* _DATA LISTING_
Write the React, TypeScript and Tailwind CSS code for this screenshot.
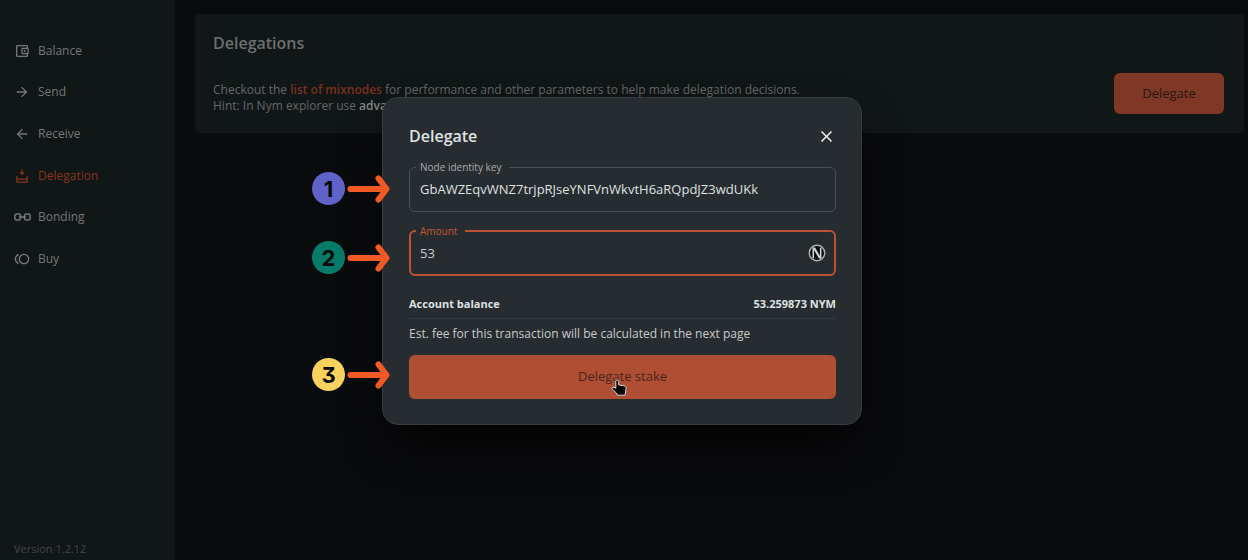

--

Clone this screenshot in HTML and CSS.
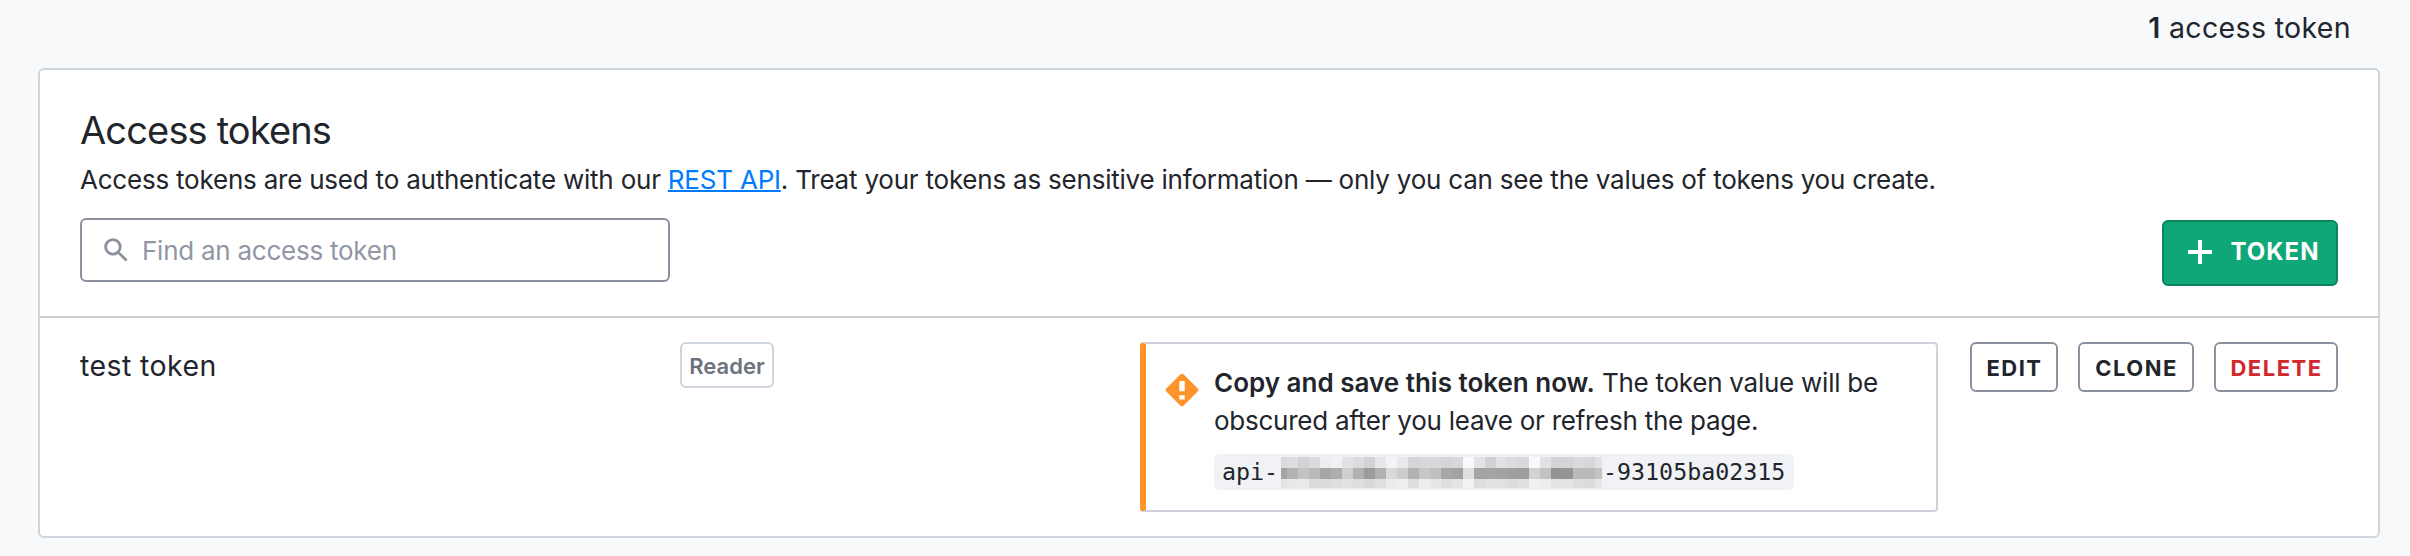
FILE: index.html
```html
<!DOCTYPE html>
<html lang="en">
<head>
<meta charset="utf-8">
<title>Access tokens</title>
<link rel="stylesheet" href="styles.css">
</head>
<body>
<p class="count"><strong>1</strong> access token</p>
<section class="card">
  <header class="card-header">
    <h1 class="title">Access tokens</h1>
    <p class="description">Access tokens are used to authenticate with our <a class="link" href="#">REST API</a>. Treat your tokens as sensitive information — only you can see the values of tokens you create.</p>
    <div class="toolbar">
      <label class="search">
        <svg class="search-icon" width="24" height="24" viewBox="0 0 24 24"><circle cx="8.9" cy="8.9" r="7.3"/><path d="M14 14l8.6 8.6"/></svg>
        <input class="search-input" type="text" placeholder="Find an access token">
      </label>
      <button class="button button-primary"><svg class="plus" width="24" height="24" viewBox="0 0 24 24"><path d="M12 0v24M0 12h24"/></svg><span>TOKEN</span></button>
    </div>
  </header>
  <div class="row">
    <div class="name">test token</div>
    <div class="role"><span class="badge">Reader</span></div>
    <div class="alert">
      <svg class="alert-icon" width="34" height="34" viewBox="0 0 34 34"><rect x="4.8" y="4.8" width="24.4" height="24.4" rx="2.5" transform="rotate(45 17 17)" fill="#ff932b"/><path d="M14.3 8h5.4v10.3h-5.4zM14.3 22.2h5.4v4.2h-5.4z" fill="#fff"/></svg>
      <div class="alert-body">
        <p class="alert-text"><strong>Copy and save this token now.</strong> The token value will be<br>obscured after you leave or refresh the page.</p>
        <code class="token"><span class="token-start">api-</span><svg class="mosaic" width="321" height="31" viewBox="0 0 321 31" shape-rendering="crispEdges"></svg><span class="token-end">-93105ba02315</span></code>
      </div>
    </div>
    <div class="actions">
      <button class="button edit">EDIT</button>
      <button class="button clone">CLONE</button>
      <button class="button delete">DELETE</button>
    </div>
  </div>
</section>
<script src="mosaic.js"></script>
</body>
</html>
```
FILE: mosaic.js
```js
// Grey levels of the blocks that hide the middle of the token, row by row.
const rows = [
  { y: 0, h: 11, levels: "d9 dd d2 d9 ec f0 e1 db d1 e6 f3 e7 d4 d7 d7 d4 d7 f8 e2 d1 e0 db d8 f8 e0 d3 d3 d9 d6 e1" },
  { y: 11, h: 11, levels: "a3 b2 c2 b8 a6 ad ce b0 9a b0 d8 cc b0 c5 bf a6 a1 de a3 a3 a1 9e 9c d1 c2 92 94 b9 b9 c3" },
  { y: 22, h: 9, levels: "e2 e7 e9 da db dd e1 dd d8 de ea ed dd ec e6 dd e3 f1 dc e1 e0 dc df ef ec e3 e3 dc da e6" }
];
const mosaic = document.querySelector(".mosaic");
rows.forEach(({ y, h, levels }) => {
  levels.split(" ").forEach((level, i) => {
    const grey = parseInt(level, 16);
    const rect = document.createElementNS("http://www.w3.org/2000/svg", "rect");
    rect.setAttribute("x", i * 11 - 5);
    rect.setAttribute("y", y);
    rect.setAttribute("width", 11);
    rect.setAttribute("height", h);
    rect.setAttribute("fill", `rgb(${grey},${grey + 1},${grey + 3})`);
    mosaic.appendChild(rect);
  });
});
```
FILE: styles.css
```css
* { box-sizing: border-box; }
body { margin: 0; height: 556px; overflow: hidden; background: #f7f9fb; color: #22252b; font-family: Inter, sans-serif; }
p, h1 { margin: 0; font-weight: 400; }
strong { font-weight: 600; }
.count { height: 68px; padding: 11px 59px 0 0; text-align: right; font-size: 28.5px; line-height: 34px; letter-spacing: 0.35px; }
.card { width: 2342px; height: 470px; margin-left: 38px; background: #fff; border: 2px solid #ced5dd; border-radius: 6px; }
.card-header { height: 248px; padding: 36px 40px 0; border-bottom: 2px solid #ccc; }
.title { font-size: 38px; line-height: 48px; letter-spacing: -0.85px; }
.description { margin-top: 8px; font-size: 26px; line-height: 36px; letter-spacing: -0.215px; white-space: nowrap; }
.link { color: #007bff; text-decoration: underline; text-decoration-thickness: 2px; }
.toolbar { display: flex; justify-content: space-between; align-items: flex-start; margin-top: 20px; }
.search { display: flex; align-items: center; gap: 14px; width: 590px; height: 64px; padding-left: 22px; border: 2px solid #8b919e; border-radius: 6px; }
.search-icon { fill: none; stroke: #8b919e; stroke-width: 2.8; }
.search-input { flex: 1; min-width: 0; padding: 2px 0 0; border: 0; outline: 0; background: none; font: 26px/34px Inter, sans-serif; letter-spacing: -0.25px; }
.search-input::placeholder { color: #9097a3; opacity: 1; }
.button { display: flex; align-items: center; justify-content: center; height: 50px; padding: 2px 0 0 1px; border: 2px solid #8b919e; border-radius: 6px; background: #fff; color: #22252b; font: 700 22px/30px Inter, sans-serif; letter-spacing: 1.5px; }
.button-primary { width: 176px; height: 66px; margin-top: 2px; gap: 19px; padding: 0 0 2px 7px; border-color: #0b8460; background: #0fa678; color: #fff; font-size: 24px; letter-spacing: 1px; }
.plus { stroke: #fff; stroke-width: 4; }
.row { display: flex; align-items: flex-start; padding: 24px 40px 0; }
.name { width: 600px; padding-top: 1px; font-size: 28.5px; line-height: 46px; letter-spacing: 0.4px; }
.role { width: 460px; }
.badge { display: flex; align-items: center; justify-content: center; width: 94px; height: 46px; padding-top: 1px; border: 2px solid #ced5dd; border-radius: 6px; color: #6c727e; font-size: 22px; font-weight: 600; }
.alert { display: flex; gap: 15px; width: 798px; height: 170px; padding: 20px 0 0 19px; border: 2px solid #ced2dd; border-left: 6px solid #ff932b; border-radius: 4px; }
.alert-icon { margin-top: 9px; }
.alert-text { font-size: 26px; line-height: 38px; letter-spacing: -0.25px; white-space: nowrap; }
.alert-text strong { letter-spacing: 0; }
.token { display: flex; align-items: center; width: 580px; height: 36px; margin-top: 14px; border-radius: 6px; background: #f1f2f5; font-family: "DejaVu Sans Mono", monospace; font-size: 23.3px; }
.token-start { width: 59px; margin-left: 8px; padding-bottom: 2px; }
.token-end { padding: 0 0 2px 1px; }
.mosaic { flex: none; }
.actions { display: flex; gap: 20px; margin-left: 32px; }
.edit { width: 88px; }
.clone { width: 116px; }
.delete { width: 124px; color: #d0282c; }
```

* _WHAT TO PRODUCE_
In the listing, find each line with the string "screenshot" and copy it.

* _FINISHED TASK_
Write the React, TypeScript and Tailwind CSS code for this screenshot.
Clone this screenshot in HTML and CSS.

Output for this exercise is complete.